For routing consistency, Metro through-routed the newly frequent 124 with routes 24 and 33 to Magnolia, which share a common route all the way to the Magnolia Bridge, at most times of day. But during peak hour on weekdays, routes 24 and 33 together run much more often than route 124. So at peak hour only, Metro kept route 33 on its old through-route, with route 27.

But this created something Metro saw as a problem: route 33 trips would have dropped people off at different stops downtown, depending on whether they were continuing as route 27 or route 124. Metro's Scott Gutierrez confirmed to me by email that Metro saw the potential confusion to both riders and drivers if route 33 trips had inconsistent drop-off stops as a worse problem than having route 27 pick up at different stops from routes 4 and 14. Metro didn't address other through-route possibilities, such as through-routing peak-hour 33 trips with route 125, or returning to the former service pattern of partially through-routing peak-hour 33 trips with route 37.

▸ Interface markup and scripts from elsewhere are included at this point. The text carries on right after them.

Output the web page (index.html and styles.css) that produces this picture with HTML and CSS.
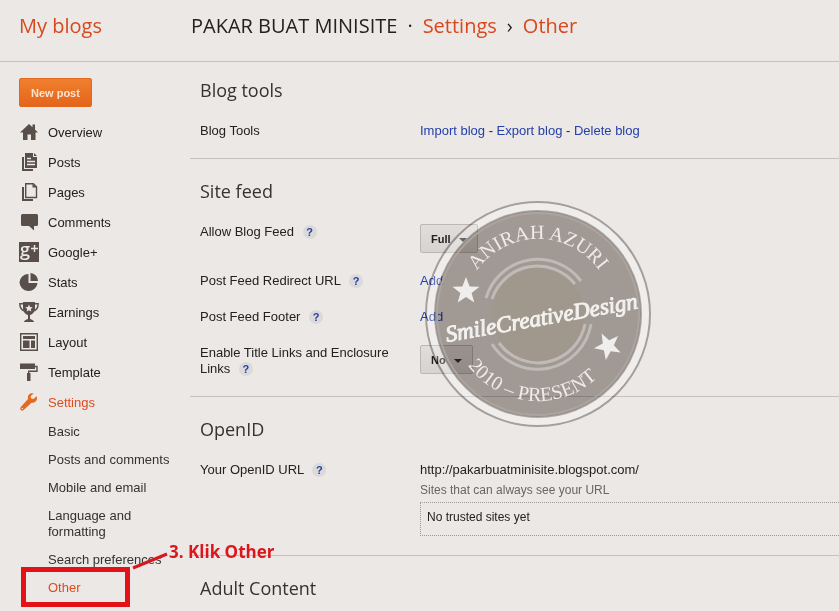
FILE: index.html
```html
<!DOCTYPE html>
<html lang="en">
<head>
<meta charset="utf-8">
<meta name="viewport" content="width=device-width, initial-scale=1">
<title>Settings › Other</title>
<link rel="stylesheet" href="styles.css">
</head>
<body>
<header class="topbar">
  <a class="home" href="#">My blogs</a>
  <div class="crumbs">
    <span>PAKAR BUAT MINISITE</span>
    <span class="dot">·</span>
    <a href="#">Settings</a>
    <span class="angle">›</span>
    <a href="#">Other</a>
  </div>
</header>

<div class="layout">
  <nav class="sidebar">
    <button class="new-post" type="button">New post</button>
    <ul class="menu">
      <li><a href="#"><svg viewBox="0 0 20 20"><path d="M10 1l3.500 3.200V1.500H16v5l3 3H16.500V17H12v-5.500H8.500V17H4V9.500H1z"/></svg>Overview</a></li>
      <li><a href="#"><svg viewBox="0 0 20 20"><path d="M6 0h8v4h4v11H6z"/><path d="M15 0l3 3h-3z"/><path d="M3 4h2v12h9v2H3z"/><path class="cut" d="M8 5.500h4M8 8.500h8M8 11.500h8"/></svg>Posts</a></li>
      <li><a href="#"><svg viewBox="0 0 20 20"><path class="line" d="M6.700.7h7.600l3.200 3.200v10.600H6.700z"/><path d="M13.500.5v4h4z"/><path d="M3 4h2v12h9v2H3z"/></svg>Pages</a></li>
      <li><a href="#"><svg viewBox="0 0 20 20"><path d="M3.500 1h14A1.500 1.500 0 0 1 19 2.500v9a1.500 1.500 0 0 1-1.500 1.500H15v4.500L10 13H3.500A1.500 1.500 0 0 1 2 11.500v-9A1.500 1.500 0 0 1 3.500 1z"/></svg>Comments</a></li>
      <li><a href="#"><svg viewBox="0 0 20 20"><path d="M0-1h20v20H0z"/><text class="gplus" x="1" y="13">g</text><path class="cut" d="M12 5.500h7M15.500 2v7"/></svg>Google+</a></li>
      <li><a href="#"><svg viewBox="0 0 20 20"><path d="M9.500 1v9h9A9 8.500 0 1 1 9.500 1z"/><path d="M11.500 0a8 8 0 0 1 7.500 8h-7.500z"/></svg>Stats</a></li>
      <li><a href="#"><svg viewBox="0 0 20 20"><path d="M4-1h12v6c0 4-2.500 6.500-5 7v4c2 .5 4 1.500 4 3H5c0-1.500 2-2.500 4-3v-4c-2.500-.5-5-3-5-7z"/><path class="thin" d="M4.500.7H.8c0 4 2 6.500 5 7.500M15.500.7h3.700c0 4-2 6.500-5 7.500"/><path class="star" d="M10 1.500l1.100 2.400 2.600.3-1.900 1.800.5 2.600L10 7.300 7.700 8.600l.5-2.600-1.900-1.800 2.600-.3z"/></svg>Earnings</a></li>
      <li><a href="#"><svg viewBox="0 0 20 20"><path class="line" d="M1.700.7h16.600v16.600H1.700z"/><path d="M4 3h12v3H4zM4 7.500h6.500V15H4zM12 7.500h4V15h-4z"/></svg>Layout</a></li>
      <li><a href="#"><svg viewBox="0 0 20 20"><path d="M1 .5h15v5.500H1z"/><path class="line" d="M15 3.500h3V8.300H9.700V12"/><path d="M8 10h3.500v8H8z"/></svg>Template</a></li>
      <li><a class="current" href="#"><svg viewBox="0 0 20 20"><path d="M17.500 3.200l-3 2.900-2.300-.6-.6-2.200 2.900-2.900C11.500-.7 8.700 1.700 8.800 4.500c0 .8.200 1.300.2 1.600L1.600 14.200a2 2 0 0 0 .2 2.700 2 2 0 0 0 2.800.1l8-7.300c3.200.7 6.700-2.700 4.900-6.500zM3.300 14.700a.8.800 0 1 1 0 1.600.8.800 0 0 1 0-1.600z"/></svg>Settings</a></li>
    </ul>
    <ul class="submenu">
      <li><a href="#">Basic</a></li>
      <li><a href="#">Posts and comments</a></li>
      <li><a href="#">Mobile and email</a></li>
      <li><a href="#">Language and formatting</a></li>
      <li><a href="#">Search preferences</a></li>
      <li><a class="current" href="#">Other</a></li>
    </ul>
  </nav>

  <main class="content">
    <section>
      <h2>Blog tools</h2>
      <div class="row">
        <div>Blog Tools</div>
        <div><a href="#">Import blog</a> - <a href="#">Export blog</a> - <a href="#">Delete blog</a></div>
      </div>
    </section>
    <section>
      <h2>Site feed</h2>
      <div class="row">
        <div><label for="feed">Allow Blog Feed</label> <a class="help" href="#">?</a></div>
        <div><span class="picker"><select id="feed"><option>Full</option></select></span></div>
      </div>
      <div class="row">
        <div>Post Feed Redirect URL <a class="help" href="#">?</a></div>
        <div><a href="#">Add</a></div>
      </div>
      <div class="row">
        <div>Post Feed Footer <a class="help" href="#">?</a></div>
        <div><a href="#">Add</a></div>
      </div>
      <div class="row">
        <div><label for="links">Enable Title Links and Enclosure Links</label> <a class="help" href="#">?</a></div>
        <div><span class="picker"><select id="links"><option>No</option></select></span></div>
      </div>
    </section>
    <section>
      <h2>OpenID</h2>
      <div class="row">
        <div>Your OpenID URL <a class="help" href="#">?</a></div>
        <div class="openid">
          <div>http://pakarbuatminisite.blogspot.com/</div>
          <div class="hint">Sites that can always see your URL</div>
          <div class="trusted">No trusted sites yet</div>
        </div>
      </div>
    </section>
    <section>
      <h2>Adult Content</h2>
    </section>
  </main>
</div>

<svg class="stamp ink" viewBox="0 0 226 226">
  <circle class="outer" cx="113" cy="113" r="112"/>
  <circle class="disc" cx="113" cy="113" r="103"/>
  <circle class="rim" cx="113" cy="113" r="103"/>
</svg>
<svg class="stamp" viewBox="0 0 226 226">
  <defs>
    <path id="arc-top" d="M38 113a75 75 0 0 1 150 0"/>
    <path id="arc-bottom" d="M26 113a87 87 0 0 0 174 0"/>
    <path id="star" d="M0-14L3.600-4.500 13.500-4.300 5.600 1.900 8.300 11.500 0 6-8.300 11.500-5.600 1.900-13.500-4.300-3.600-4.500z"/>
  </defs>
  <circle class="halo" cx="113" cy="113" r="107"/>
  <circle class="rim-light" cx="113" cy="113" r="101"/>
  <circle class="core" cx="113" cy="114" r="46"/>
  <g class="rings">
    <path d="M61 97A54 54 0 0 1 156 80M166 123A54 54 0 0 1 67 143"/>
    <path d="M67 98A48 48 0 0 1 150 83M160 123A48 48 0 0 1 74 142"/>
  </g>
  <use class="white" href="#star" transform="translate(41 90)"/>
  <use class="white" href="#star" transform="translate(183 145) rotate(-27)"/>
  <text class="ring-text"><textPath href="#arc-top" startOffset="50%">ANIRAH AZURI</textPath></text>
  <text class="ring-text"><textPath href="#arc-bottom" startOffset="47%">2010 – PRESENT</textPath></text>
  <text class="script" x="22" y="141" transform="rotate(-10 22 141)">SmileCreativeDesign</text>
</svg>

<div class="mark-box"></div>
<svg class="mark-line" viewBox="0 0 36 18"><path d="M1 16L35 2"/></svg>
<div class="mark-text">3. Klik Other</div>
</body>
</html>
```

FILE: styles.css
```css
* {
  box-sizing: border-box;
}

body {
  position: relative;
  min-height: 100vh;
  margin: 0;
  background: #ebe8e6;
  color: #222;
  font: 13px/16px "Liberation Sans", Arial, sans-serif;
}

a {
  color: #2540a8;
  text-decoration: none;
}

ul {
  margin: 0;
  padding: 0;
  list-style: none;
}

/* Header */
.topbar {
  display: grid;
  grid-template-columns: 172px 1fr;
  padding: 12px 0 21px 19px;
  border-bottom: 1px solid #c5c1c0;
  font: 20px/28px "Open Sans", sans-serif;
}

.topbar a {
  color: #d9481c;
}

.crumbs {
  display: flex;
  gap: 10px;
}

/* Columns */
.layout {
  display: grid;
  grid-template-columns: 190px 1fr;
}

.sidebar {
  padding: 16px 10px 0 19px;
}

.new-post {
  height: 29px;
  padding: 0 11px;
  margin-bottom: 11px;
  display: block;
  border: 1px solid #e2671f;
  border-radius: 2px;
  background: linear-gradient(#f07f2e, #e4651a);
  color: #fbe3d0;
  font: bold 11px/16px "Liberation Sans", Arial, sans-serif;
}

.menu a {
  display: flex;
  align-items: center;
  gap: 9px;
  height: 30px;
  color: #222;
}

.menu svg {
  width: 20px;
  height: 20px;
  overflow: visible;
  fill: #594f4a;
}

.menu .line,
.menu .thin {
  fill: none;
  stroke: #594f4a;
  stroke-width: 1.400;
}

.menu .cut {
  fill: none;
  stroke: #ebe8e6;
  stroke-width: 1.400;
}

.menu .star {
  fill: #ebe8e6;
}

.menu .gplus {
  fill: #ebe8e6;
  font: 600 18px "Open Sans", sans-serif;
}

.menu .current,
.submenu .current {
  color: #dd4b1f;
}

.menu .current svg {
  fill: #e5691f;
}

.submenu {
  display: grid;
  gap: 12px;
  margin: 6px 0 0 29px;
}

.submenu a {
  display: block;
  color: #333;
}

/* Settings */
section {
  padding: 20px 0 19px 10px;
  border-bottom: 1px solid #c5c1c0;
}

section:first-child {
  padding-top: 16px;
}

section:last-child {
  padding-bottom: 0;
  border: 0;
}

h2 {
  margin: 0 0 21px;
  color: #333;
  font: 18px/24px "Open Sans", sans-serif;
}

section:last-child h2 {
  margin: 0;
}

.row {
  display: grid;
  grid-template-columns: 200px 1fr;
  column-gap: 20px;
}

.row + .row {
  margin-top: 20px;
}

.help {
  display: inline-block;
  width: 14px;
  height: 14px;
  margin: 1px 0 0 5px;
  border-radius: 50%;
  background: #dcdad9;
  font: bold 11px/14px "Liberation Sans", Arial, sans-serif;
  text-align: center;
  vertical-align: top;
}

.picker {
  display: inline-block;
  position: relative;
  vertical-align: top;
}

.picker::after {
  content: "";
  position: absolute;
  top: 14px;
  right: 11px;
  border: 4px solid transparent;
  border-top-color: #333;
  border-bottom: 0;
  pointer-events: none;
}

select {
  appearance: none;
  display: block;
  height: 29px;
  padding: 0 26px 0 10px;
  border: 1px solid #bbb7b4;
  border-radius: 2px;
  background: linear-gradient(#e0dddb, #d6d3d1);
  color: #222;
  font: bold 11px "Liberation Sans", Arial, sans-serif;
}

.openid {
  display: grid;
  gap: 4px;
}

.hint {
  color: #666;
  font-size: 12px;
}

.trusted {
  padding: 6px 6px 10px;
  border: 1px dotted #999;
  border-right: 0;
  font-size: 12px;
}

/* Round stamp laid over the settings */
.stamp {
  position: absolute;
  left: 425px;
  top: 201px;
  width: 226px;
  height: 226px;
  pointer-events: none;
}

.ink {
  mix-blend-mode: multiply;
}

.halo {
  fill: none;
  stroke: #fff;
  stroke-width: 8;
  opacity: .25;
}

.outer {
  fill: none;
  stroke: #b4aeaa;
  stroke-width: 2;
}

.disc {
  fill: #afa8a3;
}

.rim {
  fill: none;
  stroke: #a39b96;
  stroke-width: 2;
}

.rim-light {
  fill: none;
  stroke: #aba49f;
  stroke-width: 2;
}

.core {
  fill: #a0978d;
}

.rings {
  fill: none;
  stroke: #c1bbb7;
  stroke-width: 3;
}

.white {
  fill: #f0eeec;
}

.ring-text {
  fill: #eeebe9;
  font: 20px "Liberation Serif", serif;
  text-anchor: middle;
}

.script {
  fill: #f3f1ef;
  stroke: #f3f1ef;
  stroke-width: 1;
  font: italic 23px "Liberation Serif", serif;
}

/* Red annotation */
.mark-box {
  position: absolute;
  left: 21px;
  top: 567px;
  width: 109px;
  height: 40px;
  border: 5px solid #e31118;
  pointer-events: none;
}

.mark-line {
  position: absolute;
  left: 132px;
  top: 552px;
  width: 36px;
  height: 18px;
  fill: none;
  stroke: #d41a20;
  stroke-width: 3;
  pointer-events: none;
}

.mark-text {
  position: absolute;
  left: 169px;
  top: 540px;
  color: #dc161c;
  font: bold 17px/24px "Open Sans", sans-serif;
}
```
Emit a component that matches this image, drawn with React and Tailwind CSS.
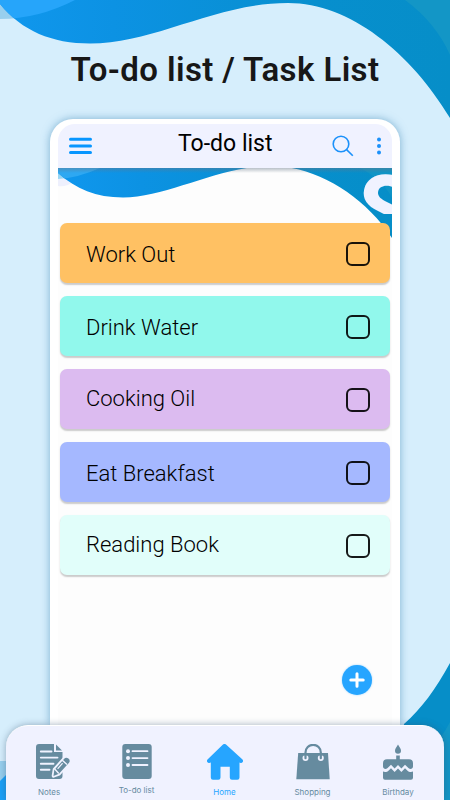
const TASKS = [
  { title: "Work Out", color: "bg-[#ffc163]", text: "pt-[5px]" },
  { title: "Drink Water", color: "bg-[#91f8ec]", text: "pt-[5px]" },
  { title: "Cooking Oil", color: "bg-[#dcbbf0]", text: "pt-px" },
  { title: "Eat Breakfast", color: "bg-[#a5b8ff]", text: "pt-[5px]" },
  { title: "Reading Book", color: "bg-[#e1fefa]", text: "pt-px" },
];

const NAV = [
  { label: "Notes", icon: NotesIcon, width: "w-[86px]", color: "text-[#668b9f]", text: "mt-[7px]" },
  { label: "To-do list", icon: ListIcon, width: "w-[89px]", color: "text-[#668b9f]", text: "mt-[5px]" },
  { label: "Home", icon: HomeIcon, width: "w-[87px]", color: "text-[#26a5ff]", text: "mt-[7px]" },
  { label: "Shopping", icon: BagIcon, width: "w-[89px]", color: "text-[#668b9f]", text: "mt-[7px]" },
  { label: "Birthday", icon: CakeIcon, width: "w-[82px]", color: "text-[#668b9f]", text: "mt-[7px]" },
];

function NotesIcon() {
  return (
    <svg className="ml-[7px] h-9 w-[34px]" viewBox="0 0 34 36">
      <path d="M3 0H18V8H26.5V32a3 3 0 0 1-3 3H3a3 3 0 0 1-3-3V3a3 3 0 0 1 3-3Z" fill="currentColor" />
      <path d="M20 0.5 26 6.5H20Z" fill="currentColor" />
      <path d="M4.8 7.5H15.5M4.8 13.6H21.5M4.8 19.7H17.5M4.8 25.8H13.5" stroke="#f0f2ff" strokeWidth="1.9" strokeLinecap="round" />
      <path d="M17.5 31.8 18.5 25.5 28 15a2.8 2.8 0 0 1 4.6 4L23 29.7Z" fill="currentColor" stroke="#f0f2ff" strokeWidth="3.6" strokeLinejoin="round" />
      <path d="M18.3 26 28 15a2.8 2.8 0 0 1 4.8 4L23 29.7 17.5 32Z" fill="currentColor" />
      <path d="M26.3 16.2 31 20.6M18.7 25 22.8 29.4" stroke="#f0f2ff" strokeWidth="1.4" />
      <path d="M26.2 19.6 22 24.4" stroke="#f0f2ff" strokeWidth="1.3" strokeLinecap="round" />
    </svg>
  );
}

function ListIcon() {
  return (
    <svg className="h-9 w-[30px]" viewBox="0 0 30 36">
      <rect x="0.3" width="29.4" height="35" rx="3" fill="currentColor" />
      <g fill="#f0f2ff">
        <circle cx="6" cy="7.2" r="2" />
        <circle cx="6" cy="14.1" r="2" />
        <circle cx="6" cy="21" r="2" />
      </g>
      <path d="M10.5 7.2H25.5M10.5 14.1H25.5M10.5 21H25.5" stroke="#f0f2ff" strokeWidth="1.8" strokeLinecap="round" />
    </svg>
  );
}

function HomeIcon() {
  return (
    <svg className="h-9 w-[38px]" viewBox="0 0 38 36">
      <path
        d="M17.2 0.8a2.6 2.6 0 0 1 3.6 0L37 15.6c.8.8.7 1.7.2 2.5-.6.9-1.6 1.2-2.6.7L34 18.4V33.5a2.2 2.2 0 0 1-2.2 2.2H26.5a2.2 2.2 0 0 1-2.2-2.2V22.8H15V33.5a2.2 2.2 0 0 1-2.2 2.2H7.5a2.2 2.2 0 0 1-2.2-2.2V18.4l-.9.4c-1 .5-2 .2-2.6-.7-.5-.8-.6-1.700.2-2.500Z"
        fill="currentColor"
        transform="translate(-.5 0)"
      />
    </svg>
  );
}

function BagIcon() {
  return (
    <svg className="h-9 w-[34px]" viewBox="0 0 34 36">
      <path d="M2.2 9H32L33.7 35.2H.3Z" fill="currentColor" />
      <circle cx="9.5" cy="13.9" r="3" fill="#f0f2ff" />
      <circle cx="24.8" cy="13.9" r="3" fill="#f0f2ff" />
      <path d="M6 9H13V11.6H6ZM21.3 9H28.3V11.6H21.3Z" fill="currentColor" />
      <path d="M9.5 14.2V8.5a7.65 7.65 0 0 1 15.3 0V14.2" fill="none" stroke="currentColor" strokeWidth="2.2" strokeLinecap="round" />
    </svg>
  );
}

function CakeIcon() {
  return (
    <svg className="h-9 w-[30px]" viewBox="0 0 30 36" fill="currentColor">
      <path d="M15 .5c1.7 3 3 4.3 3 6.2a3 3 0 0 1-6 0C12 4.8 13.3 3.5 15 .5Z" />
      <path d="M13.2 11.5h3.6v3.7H26a4 4 0 0 1 4 4v3.3c0 2.2-2.6 3.4-4.3 1.7L22 20.8l-3.6 3.6L15 21l-3.4 3.4L8 20.8l-3.7 3.4C2.6 25.9 0 24.7 0 22.5v-3.3a4 4 0 0 1 4-4h9.2Z" />
      <path d="M0 27.6c2.2.8 4.2.3 5.7-1.2L8 24.3l3.6 3.6L15 24.5l3.4 3.4L22 24.3l2.3 2.1c1.5 1.5 3.5 2 5.7 1.2v6.2a2 2 0 0 1-2 2H2a2 2 0 0 1-2-2Z" />
    </svg>
  );
}

function Backdrop() {
  return (
    <svg className="absolute inset-0 h-[800px] w-[450px]" viewBox="0 0 450 800">
      <defs>
        <linearGradient id="wave" x1="0" x2="1" y1="0" y2="0">
          <stop offset="0" stopColor="#1097ee" />
          <stop offset=".25" stopColor="#0c92e3" />
          <stop offset=".7" stopColor="#078fce" />
          <stop offset="1" stopColor="#068ec8" />
        </linearGradient>
        <clipPath id="waveClip">
          <path d="M0 0V4C22 31 52 43.5 90 43.5C155 43.5 215 3 288 3C350 3 411 53 450 118V0Z" />
        </clipPath>
      </defs>
      <path d="M0 0V19Q38 19 75 0Z" fill="#98cfee" />
      <g clipPath="url(#waveClip)">
        <rect width="450" height="120" fill="url(#wave)" />
        <path d="M0 0V19Q38 19 75 0Z" fill="#26a5fa" />
        <path d="M405 0Q436 23 450 55V0Z" fill="#1396c6" />
      </g>
      <path d="M0 761H30V800H0Z" fill="#98cfee" />
      <path d="M0 781L12 769V800H0Z" fill="#1ba0f7" />
      <path d="M450 663C435 690 422 708 404 724L390 800H450Z" fill="#068ec8" />
      <path d="M450 722Q446 730 440 738V800H450Z" fill="#1396c6" />
    </svg>
  );
}

function Banner() {
  return (
    <div className="absolute inset-x-0 top-0 h-[70px] overflow-hidden">
      <svg className="absolute inset-0 h-[70px] w-[334px]" viewBox="0 0 334 70">
        <defs>
          <linearGradient id="shade" x1="0" x2="0" y1="0" y2="1">
            <stop offset="0" stopColor="#667788" stopOpacity=".45" />
            <stop offset="1" stopColor="#667788" stopOpacity="0" />
          </linearGradient>
          <clipPath id="bannerClip">
            <path d="M0 0V5C18 21 38 29.5 65 29.5C110 29.5 160 -2 213 -2C257 -2 305 26 334 70V0Z" />
          </clipPath>
        </defs>
        <path d="M0 8H26L10 17Q4 19 0 18Z" fill="#eef0fd" />
        <path d="M0 0V11Q18 10 42 0Z" fill="#98d5f3" />
        <g clipPath="url(#bannerClip)">
          <rect width="334" height="70" fill="url(#wave)" />
          <path d="M0 0V11Q20 10 42 0Z" fill="#2ea8f2" />
          <path d="M302 0Q325 12 334 30V0Z" fill="#0f94c6" />
        </g>
        <rect width="334" height="5" fill="url(#shade)" />
      </svg>
      <div className="absolute top-0 right-0 h-[46px] w-[30px] overflow-hidden">
        <span className="absolute top-[-5px] left-[-7px] rotate-[12deg] font-[Inter] text-[92px] leading-[92px] font-bold text-[#f0f2ff]">S</span>
      </div>
    </div>
  );
}

function TaskRow({ task }) {
  return (
    <li className={`flex h-[60.5px] items-center justify-between rounded-[7px] pl-[26px] pr-5 shadow-[0_1.5px_1.5px_rgba(0,0,0,0.2)] ${task.color}`}>
      <span className={`text-[22px] leading-7 font-[340] text-black ${task.text}`}>{task.title}</span>
      <span className="mt-[2px] size-6 rounded-[6px] border-2 border-black/90" />
    </li>
  );
}

export default function App() {
  return (
    <div className="relative flex h-[800px] w-[450px] flex-col overflow-hidden bg-[#d6eefc] font-[Roboto,sans-serif]">
      <Backdrop />
      <h1 className="relative mt-[50px] h-10 text-center text-[33px] leading-10 font-semibold tracking-[0.4px] whitespace-nowrap text-[#171717]">
        To-do list / Task List
      </h1>

      <main className="relative mx-auto mt-[29px] flex w-[350px] flex-1 flex-col rounded-t-[23px] bg-white px-2 pt-[5px] shadow-[0_0_9px_rgba(50,125,175,0.55)]">
        <header className="flex h-11 items-center rounded-t-[17px] bg-[#f0f2ff] pr-[10px] pl-[11px]">
          <svg className="h-[18px] w-[23px]" viewBox="0 0 23 18">
            <path d="M1.5 2.2H21.5M1.5 9H21.5M1.5 15.6H21.5" stroke="#0796ff" strokeWidth="3" strokeLinecap="round" />
          </svg>
          <div className="flex-1 pb-[4px] pl-[86px] text-[23px] leading-7 text-black">To-do list</div>
          <svg className="mr-[22px] size-[22px]" viewBox="0 0 22 22" fill="none" stroke="#1b91fa" strokeWidth="1.6">
            <circle cx="9" cy="9" r="7.8" />
            <path d="M14.6 14.6 20.8 20.8" />
          </svg>
          <svg className="h-[18px] w-[6px]" viewBox="0 0 6 18" fill="#1b91fa">
            <circle cx="3" cy="2.5" r="2" />
            <circle cx="3" cy="9" r="2" />
            <circle cx="3" cy="15.5" r="2" />
          </svg>
        </header>

        <section className="relative flex-1 bg-[#fdfdfd]">
          <Banner />
          <ul className="relative mx-[2px] flex flex-col gap-[12.5px] pt-[54.5px]">
            {TASKS.map((task) => (
              <TaskRow key={task.title} task={task} />
            ))}
          </ul>
          <button className="absolute top-[497px] left-[284px] flex size-[30px] items-center justify-center rounded-full bg-[#26a5ff] shadow-[0_0_2px_rgba(38,165,255,0.5)]">
            <svg className="size-4" viewBox="0 0 16 16">
              <path d="M8 1.8V14.2M1.8 8H14.2" stroke="#fff" strokeWidth="3" strokeLinecap="round" />
            </svg>
          </button>
        </section>
      </main>

      <nav className="relative mx-[6px] flex h-[75px] shrink-0 rounded-t-[22px] border-t border-white bg-[#f0f2ff] pt-[18px] shadow-[0_0_7px_rgba(50,80,110,0.45)]">
        {NAV.map(({ label, icon: Icon, width, color, text }) => (
          <div key={label} className={`flex flex-col items-center ${width} ${color}`}>
            <Icon />
            <span className={`font-[Inter] text-[8px] leading-[10px] ${text}`}>{label}</span>
          </div>
        ))}
      </nav>
    </div>
  );
}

I think Metro's judgment about this was wrong. East Magnolia riders could adapt to one-block differences in their dropoff location. That is a less severe consequence than making the already confusing bus trip between downtown and the Central District even more obtuse.

In the long term, this is a prime opportunity for Metro to restructure service in a way that makes it obviously better, without many negative consequences. Metro's proposed Metro Connects network gets most of the way there, deleting the S-shaped route 4, which is sparsely ridden south of Garfield High School, and putting the service hours into much more frequent and predictable service on better-used routes 3 and 14. For trips between the area around 23rd and Jackson and downtown, route 14 would become the obvious choice. For coverage reasons, Metro proposes to leave route 27 running infrequently on Yesler, although it would stop going downtown and serve First Hill and South Lake Union instead. Riders in the south Central District will also have a frequent and very fast trip to downtown available on Link light rail starting in 2023, by walking or taking route 48 to the new Judkins Park station a half-mile to the south.

In the meantime, though, Central District riders deserve better. Metro should restore route 27 to the same stops served by routes 14 and 4.